No cabe duda que vivimos un mundo muy adictivo, donde todo aquello que nos venden, dice prometer llenar ese vacío o ese sentirnos incompletos que parece ser el sello del hombre o la mujer contemporánea. Esta sensación se va haciendo dueña de nosotros, nos invade y la hacemos orgánica, sensorial, hasta programarnos con sólo pensar en esas golosinas, dulces, objetos, personas, galardones, poder o cosas que llenarían eso incompleto y nos harían, por fin, sentir felices y plenos; aunque al voltear, volvamos a caer estrepitosamente en el vacío.

Eso nos convierte en seres adictos a una serie de promesas que envuelven cosas a la venta o por conquistar y nos hace referenciar nuestra única posibilidad de plenitud, siempre fuera de nosotros. Lo que ha generado el darle la espalda a nuestra propia conexión, para dejarnos ganar por la más angustiante y ansiosa compulsión.

La compulsión es una respuesta ansiosa, reactiva, no pensada ante cualquier estímulo externo. Por conexión entendemos un estado de unión, sentido y muy leal con nosotros que constituye una proactiva expresión emocional.

Si bien sabemos que no estamos insertos en una cultura conectiva, sino compulsiva, ahí está el trabajo, difícil y poco referenciado, pero importante si aspiramos a alguna verdadera calidad de vida y dejar de poner afuera aquello que nunca cumplirá el único fin que deseamos: sentirnos plenos.

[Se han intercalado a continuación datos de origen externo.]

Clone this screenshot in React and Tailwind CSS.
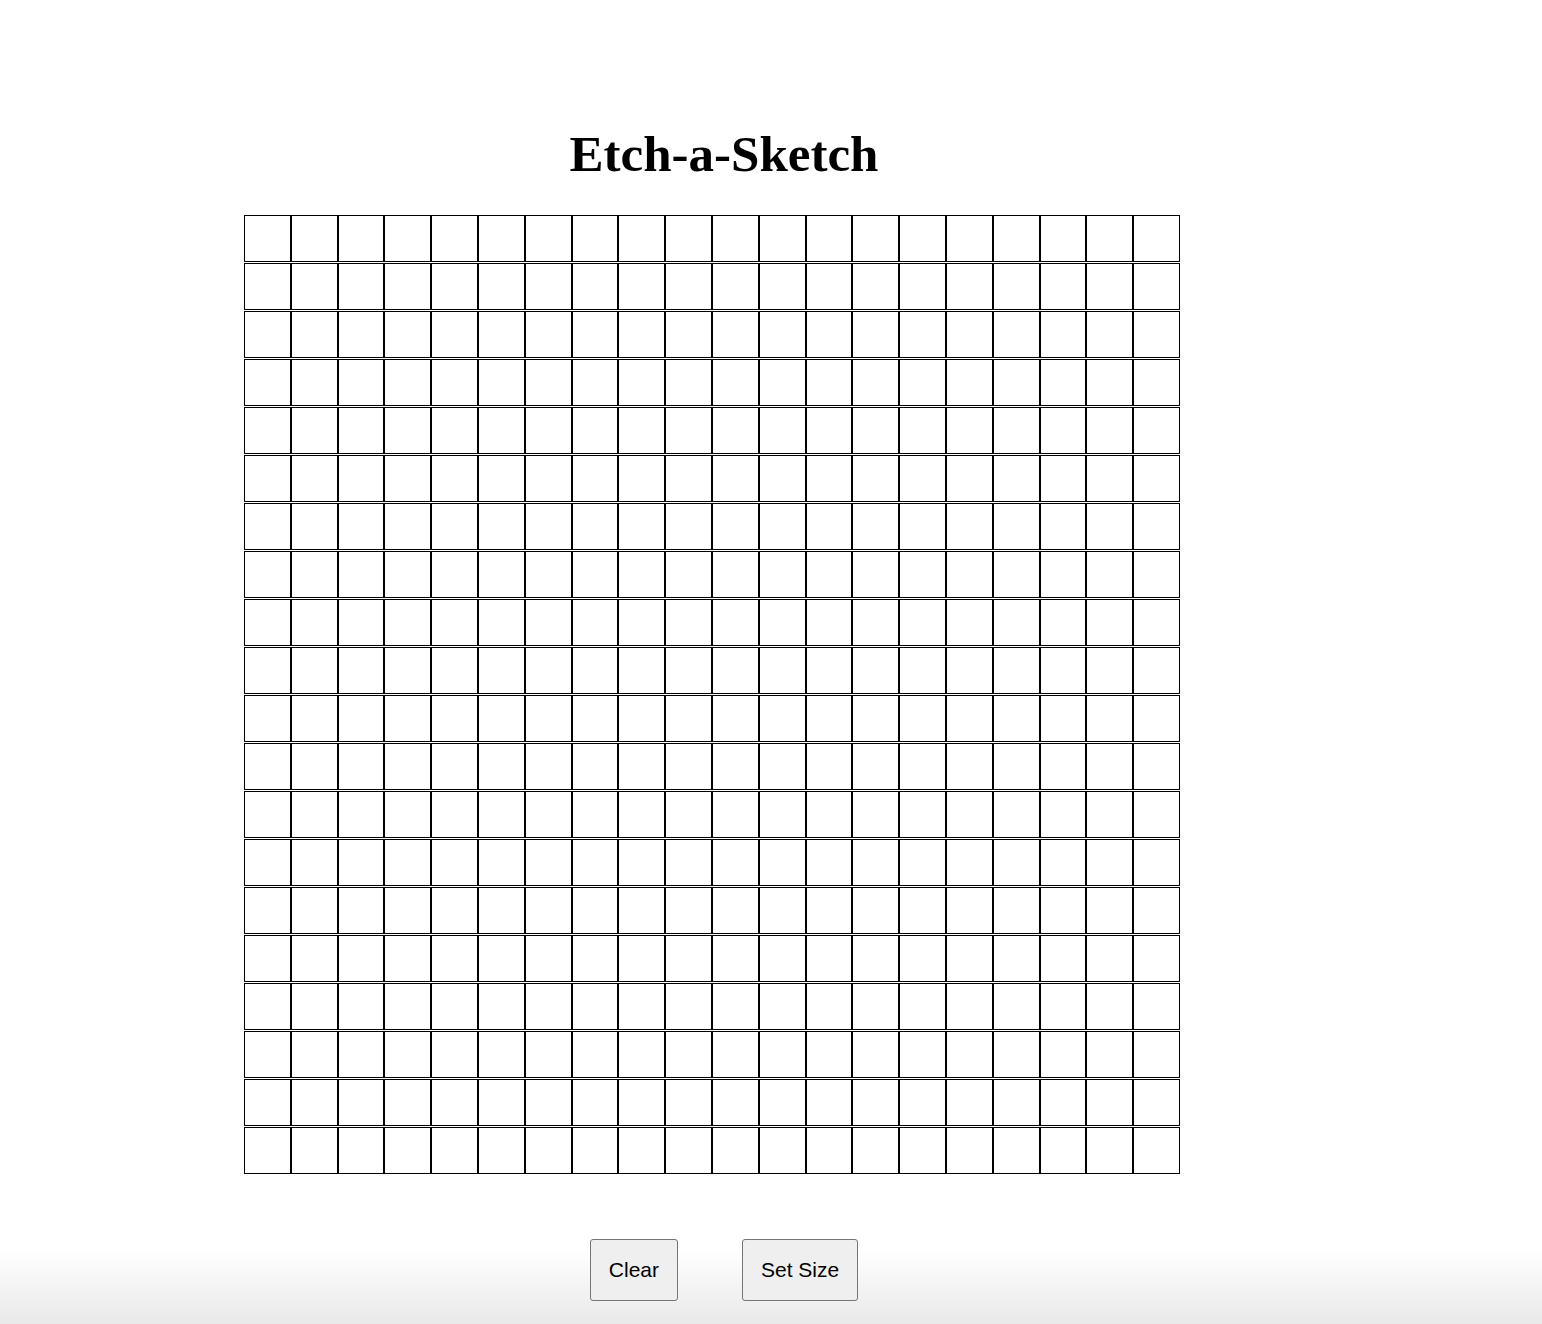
import React from 'react';

const SIZE = 20;

export default function App() {
  const rows = Array.from({ length: SIZE }, (_, r) => r);
  const cols = Array.from({ length: SIZE }, (_, c) => c);

  return (
    <div className="min-h-[1324px] bg-[linear-gradient(to_bottom,#ffffff_0px,#ffffff_1250px,#e9e9e9_1324px)]">
      <div className="w-[1448px] flex flex-col">
        <h1
          className="mt-[129px] text-center text-[51px] leading-[51px] font-bold text-black"
          style={{ fontFamily: '"Liberation Serif", "Times New Roman", serif' }}
        >
          Etch-a-Sketch
        </h1>

        <div className="mt-[35px] ml-[244px] w-[936px] flex flex-col gap-[1.2px]">
          {rows.map(r => (
            <div key={r} className="flex">
              {cols.map(c => (
                <div key={c} className="flex-1 h-[46.8px] border border-black bg-white" />
              ))}
            </div>
          ))}
        </div>

        <div
          className="mt-[65px] flex justify-center gap-[64px]"
          style={{ fontFamily: '"Liberation Sans", Arial, sans-serif' }}
        >
          <button className="px-[18px] py-[18px] text-[21px] leading-[24px] text-black bg-[#efefef] border border-[#767676] rounded-[3px]">
            Clear
          </button>
          <button className="px-[18px] py-[18px] text-[21px] leading-[24px] text-black bg-[#efefef] border border-[#767676] rounded-[3px]">
            Set Size
          </button>
        </div>
      </div>
    </div>
  );
}
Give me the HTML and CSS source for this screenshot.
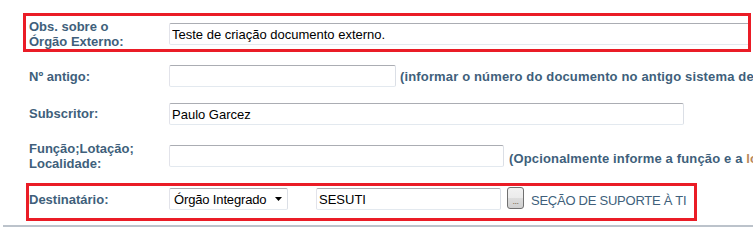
FILE: index.html
```html
<!DOCTYPE html>
<html>
<head>
<meta charset="utf-8">
<link rel="stylesheet" href="styles.css">
</head>
<body>
<div class="form">
  <div class="row hl hl-1">
    <div class="label lab-1">Obs. sobre o<br>Órgão Externo:</div>
    <input class="field f-obs" type="text" value="Teste de criação documento externo.">
  </div>
  <div class="row plain row-2">
    <div class="label lab-2">Nº antigo:</div>
    <input class="field f-antigo" type="text" value="">
    <div class="hint hint-2">(informar o número do documento no antigo sistema de controle)</div>
  </div>
  <div class="row plain row-3">
    <div class="label lab-3">Subscritor:</div>
    <input class="field f-sub" type="text" value="Paulo Garcez">
  </div>
  <div class="row plain row-4">
    <div class="label lab-4">Função;Lotação;<br>Localidade:</div>
    <input class="field f-func" type="text" value="">
    <div class="hint hint-4">(Opcionalmente informe a função e a <span class="alt">lotação</span>)</div>
  </div>
  <div class="row hl hl-2">
    <div class="label lab-5">Destinatário:</div>
    <div class="select">
      <span>Órgão Integrado</span>
      <svg class="arrow" width="7" height="4" viewBox="0 0 7 4"><path d="M0 0H7L3.5 4Z" fill="#000"/></svg>
    </div>
    <input class="field f-sigla" type="text" value="SESUTI">
    <div class="btn"><span>...</span></div>
    <div class="desc">SEÇÃO DE SUPORTE À TI</div>
  </div>
  <div class="rule"></div>
</div>
</body>
</html>
```
FILE: styles.css
```css
html, body {
  margin: 0;
  padding: 0;
  background: #fff;
  overflow: hidden;
}
body {
  width: 753px;
  height: 227px;
  font-family: "Liberation Sans", Arial, sans-serif;
  font-size: 13px;
}
.form {
  padding-top: 13px;
  width: 753px;
  overflow: hidden;
}
.row {
  display: flex;
  align-items: flex-start;
  white-space: nowrap;
  box-sizing: border-box;
}
.plain {
  margin-left: 29px;
  width: 724px;
  overflow: hidden;
}
.label {
  width: 140px;
  flex: none;
  font-weight: bold;
  color: #405f7b;
  line-height: 15px;
}
.hint {
  font-weight: bold;
  color: #405f7b;
  line-height: 15px;
  margin-left: 4px;
  letter-spacing: 0.15px;
}
.hint .alt {
  color: #b9875a;
}
.field {
  flex: none;
  box-sizing: border-box;
  height: 22px;
  margin: 0;
  padding: 0 2px;
  border: 1px solid;
  border-color: #abadb3 #dbdfe6 #e3e9ef #e2e3ea;
  border-radius: 2px;
  font-family: "Liberation Sans", Arial, sans-serif;
  font-size: 13px;
  color: #000;
  background: #fff;
  outline: none;
}
.hl {
  border: 3px solid #ea1c26;
  overflow: hidden;
}
.hl-1 {
  margin-left: 23px;
  width: 728px;
  height: 39px;
  padding-left: 3px;
}
.lab-1 { margin-top: 3px; }
.f-obs { margin-top: 7px; width: 600px; }

.row-2 { height: 38px; }
.lab-2 { margin-top: 17px; }
.f-antigo { margin-top: 13px; width: 227px; }
.hint-2 { margin-top: 17px; }

.row-3 { height: 38px; }
.lab-3 { margin-top: 16px; }
.f-sub { margin-top: 13px; width: 515px; }

.row-4 { height: 55px; }
.lab-4 { margin-top: 13px; }
.f-func { margin-top: 17px; width: 335px; }
.hint-4 { margin-top: 23px; margin-left: 5px; }

.hl-2 {
  margin-left: 26px;
  width: 671px;
  height: 38px;
}
.lab-5 { margin-top: 6px; }
.select {
  flex: none;
  box-sizing: border-box;
  margin-top: 2px;
  width: 119px;
  height: 22px;
  border: 1px solid;
  border-color: #abadb3 #dbdfe6 #e3e9ef #e2e3ea;
  border-radius: 2px;
  display: flex;
  align-items: center;
  justify-content: space-between;
  padding: 0 5px 0 4px;
  color: #000;
  line-height: 15px;
  letter-spacing: -0.15px;
}
.select .arrow { display: block; flex: none; }
.f-sigla { margin-top: 2px; margin-left: 28px; width: 185px; }
.btn {
  flex: none;
  box-sizing: border-box;
  margin-top: 1px;
  margin-left: 6px;
  width: 17px;
  height: 22px;
  border: 1px solid #707070;
  border-radius: 3px;
  background: linear-gradient(#f2f2f2 0%, #ebebeb 50%, #dddddd 51%, #cfcfcf 100%);
  font-size: 9px;
  color: #7a6a50;
  text-align: center;
  line-height: 26px;
  letter-spacing: -0.5px;
}
.desc {
  margin-top: 7px;
  margin-left: 7px;
  color: #405f7b;
  line-height: 15px;
  letter-spacing: -0.25px;
}
.rule {
  margin-top: 4px;
  margin-left: 3px;
  height: 2px;
  background: #bcc3cb;
}
```
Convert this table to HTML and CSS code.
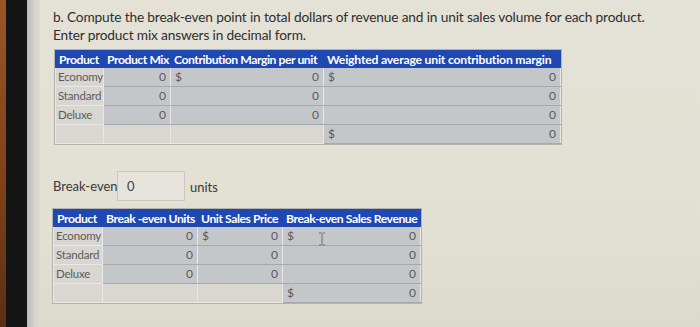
FILE: index.html
```html
<!DOCTYPE html>
<html lang="en">
<head>
<meta charset="utf-8">
<title>Break-even</title>
<link rel="stylesheet" href="styles.css">
</head>
<body>
<div class="screen">
  <div class="edge-orange"></div>
  <div class="edge-black"></div>
  <div class="edge-grey"></div>
  <main class="content">
    <p class="prompt">b. Compute the break-even point in total dollars of revenue and in unit sales volume for each product.<br>Enter product mix answers in decimal form.</p>

    <table class="grid grid-mix">
      <colgroup><col class="c1"><col class="c2"><col class="c3"><col class="c4"></colgroup>
      <thead>
        <tr><th>Product</th><th>Product Mix</th><th>Contribution Margin per unit</th><th>Weighted average unit contribution margin</th></tr>
      </thead>
      <tbody>
        <tr><td class="lbl">Economy</td><td class="inp num">0</td><td class="inp"><div class="money"><span>$</span><span>0</span></div></td><td class="inp"><div class="money"><span>$</span><span>0</span></div></td></tr>
        <tr><td class="lbl">Standard</td><td class="inp num">0</td><td class="inp num">0</td><td class="inp num">0</td></tr>
        <tr><td class="lbl">Deluxe</td><td class="inp num">0</td><td class="inp num">0</td><td class="inp num">0</td></tr>
        <tr><td class="empty"></td><td class="empty"></td><td class="empty"></td><td class="inp"><div class="money"><span>$</span><span>0</span></div></td></tr>
      </tbody>
    </table>

    <div class="breakeven">
      <span class="be-label">Break-even</span>
      <span class="be-box">0</span>
      <span class="be-unit">units</span>
    </div>

    <div class="sales-wrap">
      <table class="grid grid-sales">
        <colgroup><col class="d1"><col class="d2"><col class="d3"><col class="d4"></colgroup>
        <thead>
          <tr><th>Product</th><th>Break -even Units</th><th>Unit Sales Price</th><th>Break-even Sales Revenue</th></tr>
        </thead>
        <tbody>
          <tr><td class="lbl">Economy</td><td class="inp num">0</td><td class="inp"><div class="money"><span>$</span><span>0</span></div></td><td class="inp"><div class="money"><span>$</span><span>0</span></div></td></tr>
          <tr><td class="lbl">Standard</td><td class="inp num">0</td><td class="inp num">0</td><td class="inp num">0</td></tr>
          <tr><td class="lbl">Deluxe</td><td class="inp num">0</td><td class="inp num">0</td><td class="inp num">0</td></tr>
          <tr><td class="empty"></td><td class="empty"></td><td class="empty"></td><td class="inp"><div class="money"><span>$</span><span>0</span></div></td></tr>
        </tbody>
      </table>
      <svg class="ibeam" width="8" height="14" viewBox="0 0 8 14"><path d="M1 1h2.5M4.5 1H7M4 1.5v11M1 13h2.5M4.5 13H7" stroke="#6b6b70" stroke-width="1" fill="none"/></svg>
    </div>
  </main>
</div>
</body>
</html>
```
FILE: styles.css
```css
* { box-sizing: border-box; }
html, body { margin: 0; padding: 0; }
body {
  width: 700px;
  height: 327px;
  overflow: hidden;
  background: #e2dfd3;
  font-family: Lato, "Open Sans", sans-serif;
}
.screen {
  display: flex;
  height: 327px;
}
.edge-orange {
  width: 6px;
  flex: none;
  background: linear-gradient(180deg, #9a5524 0%, #7d4018 60%, #5a2e14 100%);
}
.edge-black {
  width: 21px;
  flex: none;
  background: #141414;
}
.edge-grey {
  width: 13px;
  flex: none;
  background: linear-gradient(90deg, #bdbbb6 0%, #d4d2cb 60%, #dedbcf 100%);
}
.content {
  flex: 1;
  padding-left: 13px;
  background: linear-gradient(180deg, #e4e1d6 0%, #e2dfd3 70%, #dcd9cd 100%);
}
.prompt {
  margin: 8px 0 0 0;
  font-size: 13.7px;
  letter-spacing: -0.15px;
  line-height: 18px;
  color: #2e2e2e;
}
.grid {
  border-collapse: collapse;
  table-layout: fixed;
  font-size: 12px;
  color: #5a5a5a;
}
.grid th {
  background: #1f48b3;
  color: #ffffff;
  font-weight: 700;
  font-size: 12.2px;
  letter-spacing: -0.45px;
  height: 17px;
  padding: 0 2px 0 3px;
  text-align: left;
  white-space: nowrap;
  border: 1px solid #1f48b3;
  line-height: 15px;
}
.grid-mix th:nth-child(4) { letter-spacing: -0.2px; }
.grid td {
  height: 19px;
  padding: 0 4px;
  border: 1px solid #e9e8e4;
  line-height: 16px;
  white-space: nowrap;
}
.grid-mix {
  width: 505px;
  margin: 6px 0 0 2px;
  outline: 1px solid #b3b2ad;
}
.grid-mix .c1 { width: 48px; }
.grid-mix .c2 { width: 67px; }
.grid-mix .c3 { width: 153px; }
.grid-mix .c4 { width: 237px; }
.grid-sales { width: 367px; outline: 1px solid #b3b2ad; }
.grid-sales .d1 { width: 49px; }
.grid-sales .d2 { width: 95px; }
.grid-sales .d3 { width: 85px; }
.grid-sales .d4 { width: 138px; }
.grid td.lbl {
  background: #d7d6d0;
  color: #5c5c5c;
  font-size: 11.5px;
  letter-spacing: -0.2px;
  padding: 0 2px;
}
.inp {
  background: #c4c7c9;
  border-bottom-color: #a6a9ac !important;
}
.empty {
  background: #d9d7cf;
}
.num { text-align: right; }
.money {
  display: flex;
  justify-content: space-between;
}
.breakeven {
  display: flex;
  align-items: center;
  margin-top: 27px;
  height: 30px;
  font-size: 13px;
  color: #3a3a3a;
  white-space: nowrap;
}
.be-label { width: 64px; flex: none; }
.be-box {
  flex: none;
  width: 68px;
  height: 30px;
  border: 1px solid #c9c7c0;
  background: #e5e3db;
  padding-left: 9px;
  line-height: 28px;
  color: #444;
}
.be-unit { margin-left: 5px; padding-top: 2px; }
.sales-wrap {
  position: relative;
  margin-top: 8px;
  width: 367px;
}
.ibeam {
  position: absolute;
  left: 265px;
  top: 23px;
}
```
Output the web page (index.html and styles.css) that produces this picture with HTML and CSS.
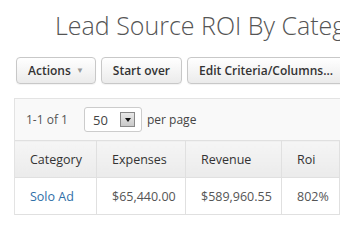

Lo conectivo, implica estar unido al aire que respiramos, a nuestros silencios repletos de paz y serenidad, a nuestro sentir que necesita muy poco si nos tiene a nosotros, a ese caminar sereno en el vivir que nos permite saber que la vida no está para triunfarla, sino para vivirla. También es poder acariciar y tener realmente a ese niño herido interno que por haberlo abandonado en nosotros, lo dejamos a cargo de las áreas más sensibles e importantes (comida, amor, sexo, éxito, logros, tenencias,) sintiendo entonces como cada una de ellas, en lugar de liberarnos, nos hace esclavos de todo aquello.

Luego de toda esta explicación viene lo duro ¿Por qué esto?

La respuesta es porque lo compulsivo nos saca de lo emocional, nos aleja de esa herida tan importante, nos da la sensación de haber pasado la página y nos pone en la búsqueda afuera de forma muy inconsciente. En cambio, la conexión nos regresa a las heridas para, sin soberbia alguna, podamos terminar de limpiarlas, integrarlas y transformarlas en luz, proceso que nos aterra, de ahí que echemos mano a lo compulsivo.

Cuando planteo esto en conferencias o conversatorios, surge siempre la misma pregunta:

– ¿Y cómo hacemos, por donde se comienza?

Siempre por nosotros, por digerir esto, por darnos un espacio, por detenernos, preguntarnos, sentirnos y amarnos. No es fácil, no es rápido, es un viaje, el único viaje posible: el de la mente al corazón.